1. A developing device, comprising:

a developing container that accommodates a developer including toner, the developing container being separated into a developer supply passage, a first conveying chamber, and a second conveying chamber that are arranged substantially parallel to one another;

a first agitating/conveying member that agitates and conveys the developer in the first conveying chamber;

a second agitating/conveying member that agitates and conveys the developer in the second conveying chamber in a direction opposite to a direction in which the first agitating/conveying member agitates and conveys the developer;

a developer supply member that supplies the developer existing in the developer supply passage into the first conveying chamber;

a supply port disposed in the developer supply passage to be connected to a developer supply mechanism; and

a supply section that is disposed between the developer supply passage and the first conveying chamber to supply the developer from the developer supply passage into the first conveying chamber therethrough, the supply section being located upstream from a downstream-side end portion of the developer supply passage but downstream from the supply port with respect to a direction in which the developer is conveyed in the developer supply passage,

the developer supply member supplying the developer to the first conveying chamber through the supply section in a direction opposite to a direction in which the developer is conveyed in the first conveying chamber,

wherein

a rib is disposed in a portion of the supply section such that the rib extends upstream with respect to a rotation direction of the developer supply member when the supply section is viewed in an axial direction of the developer supply member;

an edge of the rib is located downstream from a line connecting a center of the developer supply member and a center of the first agitating/conveying member with respect to the rotation direction of the developer supply member;

the center of the developer supply member is located at a position higher than the center of the first agitating/conveying member; and

in a case where the developer supply member supplies the developer to the first agitating/conveying member from below, the rib is formed as a rib that extends downward from an upper portion of the supply section such that the edge of the rib is located above the center of the developer supply member, while in a case where the developer supply member supplies the developer to the first agitating/conveying member from above, the rib is formed as a rib that extends upward from a lower portion of the supply section such that the edge of the rib is located below the center of the first agitating/conveying member.

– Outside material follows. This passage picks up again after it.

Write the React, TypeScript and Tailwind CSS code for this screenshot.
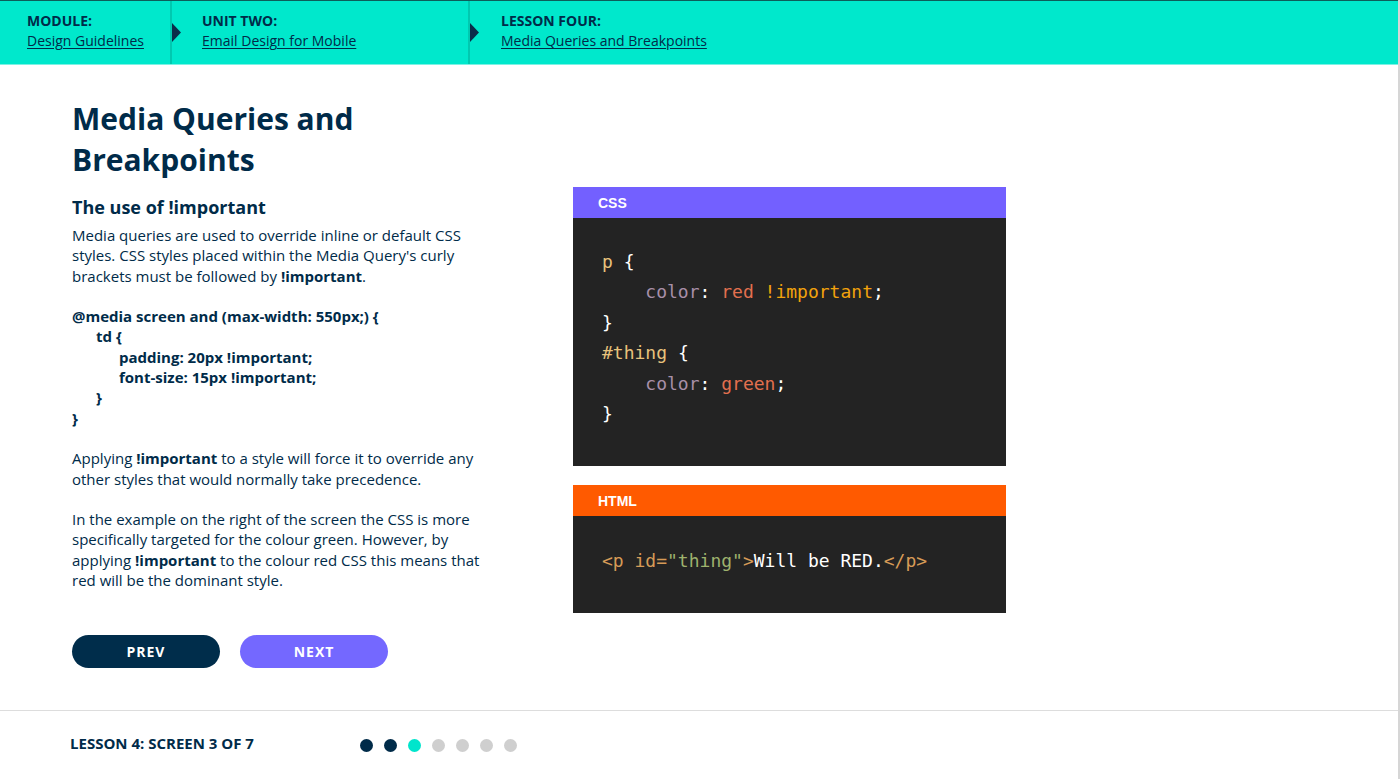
const navy = "text-[#002b49]";

function Crumb({ label, link, first }: { label: string; link: string; first?: boolean }) {
  return (
    <div className={`relative flex h-full flex-col justify-center pb-[3px] ${first ? "w-[170px] pl-[27px]" : ""}`}>
      <div className="text-[14px] font-bold leading-[20px] text-[#002b49]">{label}</div>
      <a className="text-[14px] leading-[20px] text-[#002b49] underline underline-offset-2">{link}</a>
    </div>
  );
}

function Divider() {
  return (
    <div className="relative h-full w-[2px] bg-[#00c9b0]">
      <svg className="absolute left-[2px] top-[22px]" width="9" height="19" viewBox="0 0 9 19">
        <path d="M0 0 L9 9.5 L0 19 Z" fill="#0b2d4a" />
      </svg>
    </div>
  );
}

function CodePanel({
  title,
  color,
  bodyClass,
  children,
}: {
  title: string;
  color: string;
  bodyClass: string;
  children: React.ReactNode;
}) {
  return (
    <div className="w-[433px]">
      <div className={`h-[31px] ${color} flex items-center pl-[25px] pt-[2px] font-['Liberation_Sans',Arial,sans-serif] text-[14px] font-bold text-white`}>
        {title}
      </div>
      <div className={`bg-[#232323] pl-[29px] font-['DejaVu_Sans_Mono',monospace] text-[18px] leading-[30.4px] whitespace-pre ${bodyClass}`}>
        {children}
      </div>
    </div>
  );
}

export default function App() {
  const dots = ["bg-[#002b49]", "bg-[#002b49]", "bg-[#00e5cc]", "bg-[#cfcfcf]", "bg-[#cfcfcf]", "bg-[#cfcfcf]", "bg-[#cfcfcf]"];
  return (
    <div className="h-[779px] w-[1400px] bg-white font-['Open_Sans',sans-serif]">
      <div className="flex h-full w-[1400px] flex-col border-r-2 border-[#d6d6d6]">
        {/* breadcrumb bar */}
        <div className="flex h-[65px] flex-none border-t border-b border-t-[#0d5d5a] border-b-[#7cf2e4] bg-[#00e8cc]">
          <Crumb first label="MODULE:" link="Design Guidelines" />
          <Divider />
          <div className="w-[296px] pl-[30px]">
            <Crumb label="UNIT TWO:" link="Email Design for Mobile" />
          </div>
          <Divider />
          <div className="pl-[31px]">
            <Crumb label="LESSON FOUR:" link="Media Queries and Breakpoints" />
          </div>
        </div>

        {/* main content */}
        <div className="flex flex-1 pl-[72px] pt-[34px]">
          <div className={`w-[501px] flex-none ${navy}`}>
            <h1 className="text-[30px] font-bold leading-[40.5px]">
              Media Queries and
              <br />
              Breakpoints
            </h1>
            <h2 className="mt-[14px] text-[18px] font-bold leading-[26px]">The use of !important</h2>
            <div className="mt-[5px] w-[420px] text-[15px] leading-[20.3px]">
              <p>
                Media queries are used to override inline or default CSS styles. CSS styles placed within the Media
                Query's curly brackets must be followed by <b>!important</b>.
              </p>
              <div className="mt-[20.3px] font-bold">
                <div>@media screen and (max-width: 550px;) {"{"}</div>
                <div className="pl-[24px]">td {"{"}</div>
                <div className="pl-[47px]">padding: 20px !important;</div>
                <div className="pl-[47px]">font-size: 15px !important;</div>
                <div className="pl-[24px]">{"}"}</div>
                <div>{"}"}</div>
              </div>
              <p className="mt-[20.3px]">
                Applying <b>!important</b> to a style will force it to override any other styles that would normally
                take precedence.
              </p>
              <p className="mt-[20.3px]">
                In the example on the right of the screen the CSS is more specifically targeted for the colour green.
                However, by applying <b>!important</b> to the colour red CSS this means that red will be the dominant
                style.
              </p>
            </div>
            <div className="mt-[45px] flex gap-[20px]">
              <button className="h-[33px] w-[148px] rounded-full bg-[#002d4b] text-[14px] font-bold tracking-[1px] text-white">
                PREV
              </button>
              <button className="h-[33px] w-[148px] rounded-full bg-[#7468ff] text-[14px] font-bold tracking-[1px] text-white">
                NEXT
              </button>
            </div>
          </div>

          <div className="mt-[88px] flex flex-col gap-[19px]">
            <CodePanel title="CSS" color="bg-[#7360ff]" bodyClass="h-[248px] pt-[29px]">
              <div>
                <span className="text-[#e8c27c]">p</span> <span className="text-white">{"{"}</span>
              </div>
              <div>
                {"    "}
                <span className="text-[#a88fa8]">color</span>
                <span className="text-white">: </span>
                <span className="text-[#e2704f]">red</span> <span className="text-[#f2a20c]">!important</span>
                <span className="text-white">;</span>
              </div>
              <div className="text-white">{"}"}</div>
              <div>
                <span className="text-[#e8c27c]">#thing</span> <span className="text-white">{"{"}</span>
              </div>
              <div>
                {"    "}
                <span className="text-[#a88fa8]">color</span>
                <span className="text-white">: </span>
                <span className="text-[#e2704f]">green</span>
                <span className="text-white">;</span>
              </div>
              <div className="text-white">{"}"}</div>
            </CodePanel>
            <CodePanel title="HTML" color="bg-[#ff5a00]" bodyClass="h-[97px] pt-[30px]">
              <div>
                <span className="text-[#d69b57]">{"<p id="}</span>
                <span className="text-[#9eb26d]">"thing"</span>
                <span className="text-[#d69b57]">{">"}</span>
                <span className="text-white">Will be RED.</span>
                <span className="text-[#d69b57]">{"</p>"}</span>
              </div>
            </CodePanel>
          </div>
        </div>

        {/* footer */}
        <div className="flex h-[69px] flex-none items-center border-t border-[#dddddd] pb-[3px] pl-[70px]">
          <div className={`w-[290px] text-[15px] font-bold ${navy}`}>LESSON 4: SCREEN 3 OF 7</div>
          <div className="mt-[3px] flex gap-[11px]">
            {dots.map((c, i) => (
              <span key={i} className={`h-[13px] w-[13px] rounded-full ${c}`} />
            ))}
          </div>
        </div>
      </div>
    </div>
  );
}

2. The developing device of claim 1, wherein

two communication sections are provided to establish communication between the first conveying chamber and the second conveying chamber at both end portions of the first conveying chamber and the second conveying chamber; and

the supply section is disposed downstream from an upstream-side of one of the two communication sections with respect to the direction in which the developer is conveyed in the first conveying chamber.

3. The developing device of claim 1, wherein

the supply port is disposed at an upstream-side end portion of the developer supply passage with respect to the direction in which the developer is conveyed in the developer supply passage; and

the supply section is disposed downstream from a center portion of the developer supply passage with respect to the direction in which the developer is conveyed in the developer supply passage.

4. The developing device of claim 1, wherein

the developer supply member comprises a rotation shaft and a spiral blade disposed on an outer circumferential surface of the rotation shaft; and

the spiral blade comprises a spiral blade disposed substantially between the supply section and the downstream-side end portion of the developer supply passage and a spiral blade disposed substantially between the supply section and an upstream-side end portion of the developer supply passage, the spiral blade disposed substantially between the supply section and the downstream-side end portion of the developer supply passage and the spiral blade disposed substantially between the supply section and the upstream-side end portion of the developer supply passage being opposite to each other in phase.

5. The developing device of claim 1, wherein

the supply section is an opening having a predetermined opening width in a horizontal direction and a predetermined opening width in a perpendicular direction, and the opening width of the supply section in the perpendicular direction is substantially equal to an outer diameter of the developer supply member.

6. The developing device of claim 1, wherein

a side of the rib facing the first agitating/conveying member is a flat surface extending in an up-down direction.

7. The developing device of claim 1, wherein

a bottom of the supply section is inclined downward from the developer supply passage toward the first conveying chamber.

8. An image forming apparatus comprising the developing device of claim 1.

9. A developing device, comprising:

a developing container that accommodates a developer including toner, the developing container being separated into a developer supply passage, a first conveying chamber, and a second conveying chamber that are arranged substantially parallel to one another;

a first agitating/conveying member that agitates and conveys the developer in the first conveying chamber;

a second agitating/conveying member that agitates and conveys the developer in the second conveying chamber in a direction opposite to a direction in which the first agitating/conveying member agitates and conveys the developer;

a developer supply member that supplies the developer existing in the developer supply passage into the first conveying chamber;

a supply port disposed in the developer supply passage to be connected to a developer supply mechanism; and

a supply section that is disposed between the developer supply passage and the first conveying chamber to supply the developer from the developer supply passage into the first conveying chamber therethrough, the supply section being located upstream from a downstream-side end portion of the developer supply passage but downstream from the supply port with respect to a direction in which the developer is conveyed in the developer supply passage,

the developer supply member supplying the developer to the first conveying chamber through the supply section in a direction opposite to a direction in which the developer is conveyed in the first conveying chamber,

wherein

a rib is disposed in a portion of the supply section such that the rib extends upstream with respect to a rotation direction of the developer supply member when the supply section is viewed in an axial direction of the developer supply member;

an edge of the rib is located downstream from a line connecting a center of the developer supply member and a center of the first agitating/conveying member with respect to the rotation direction of the developer supply member;

the center of the developer supply member is located at a position higher than the center of the first agitating/conveying member;

the developing container is constituted with a cover member disposed above the first agitating/conveying member;

the developer supply member supplies the developer to the first agitating/conveying member from below;

the rib extends downward from an upper portion of the supply section such that the edge of the rib is located above the center of the developer supply member;

and the rib that extends downward from the upper portion of the supply section is integral with the cover member.